↓
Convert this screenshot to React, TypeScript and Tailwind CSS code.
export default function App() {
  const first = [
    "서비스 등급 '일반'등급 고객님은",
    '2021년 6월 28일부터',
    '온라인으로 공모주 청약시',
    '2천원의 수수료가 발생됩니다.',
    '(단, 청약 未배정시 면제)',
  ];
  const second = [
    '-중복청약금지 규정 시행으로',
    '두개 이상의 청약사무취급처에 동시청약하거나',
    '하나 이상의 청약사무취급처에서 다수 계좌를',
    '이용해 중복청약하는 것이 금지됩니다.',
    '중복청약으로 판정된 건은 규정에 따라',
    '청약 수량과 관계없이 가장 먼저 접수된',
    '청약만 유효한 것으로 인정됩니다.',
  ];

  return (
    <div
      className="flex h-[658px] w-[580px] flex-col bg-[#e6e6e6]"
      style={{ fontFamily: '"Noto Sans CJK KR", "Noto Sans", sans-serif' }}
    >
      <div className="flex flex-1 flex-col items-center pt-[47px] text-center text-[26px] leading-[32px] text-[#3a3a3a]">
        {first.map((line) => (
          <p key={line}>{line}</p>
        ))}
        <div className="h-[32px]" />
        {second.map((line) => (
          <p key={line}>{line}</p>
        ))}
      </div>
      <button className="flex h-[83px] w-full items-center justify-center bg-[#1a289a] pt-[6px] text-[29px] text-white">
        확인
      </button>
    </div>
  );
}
↑
Exercise = Quote every line of the data, word for word.

Exercise response =
Convert this screenshot to React, TypeScript and Tailwind CSS code.
export default function App() {
  const first = [
    "서비스 등급 '일반'등급 고객님은",
    '2021년 6월 28일부터',
    '온라인으로 공모주 청약시',
    '2천원의 수수료가 발생됩니다.',
    '(단, 청약 未배정시 면제)',
  ];
  const second = [
    '-중복청약금지 규정 시행으로',
    '두개 이상의 청약사무취급처에 동시청약하거나',
    '하나 이상의 청약사무취급처에서 다수 계좌를',
    '이용해 중복청약하는 것이 금지됩니다.',
    '중복청약으로 판정된 건은 규정에 따라',
    '청약 수량과 관계없이 가장 먼저 접수된',
    '청약만 유효한 것으로 인정됩니다.',
  ];

  return (
    <div
      className="flex h-[658px] w-[580px] flex-col bg-[#e6e6e6]"
      style={{ fontFamily: '"Noto Sans CJK KR", "Noto Sans", sans-serif' }}
    >
      <div className="flex flex-1 flex-col items-center pt-[47px] text-center text-[26px] leading-[32px] text-[#3a3a3a]">
        {first.map((line) => (
          <p key={line}>{line}</p>
        ))}
        <div className="h-[32px]" />
        {second.map((line) => (
          <p key={line}>{line}</p>
        ))}
      </div>
      <button className="flex h-[83px] w-full items-center justify-center bg-[#1a289a] pt-[6px] text-[29px] text-white">
        확인
      </button>
    </div>
  );
}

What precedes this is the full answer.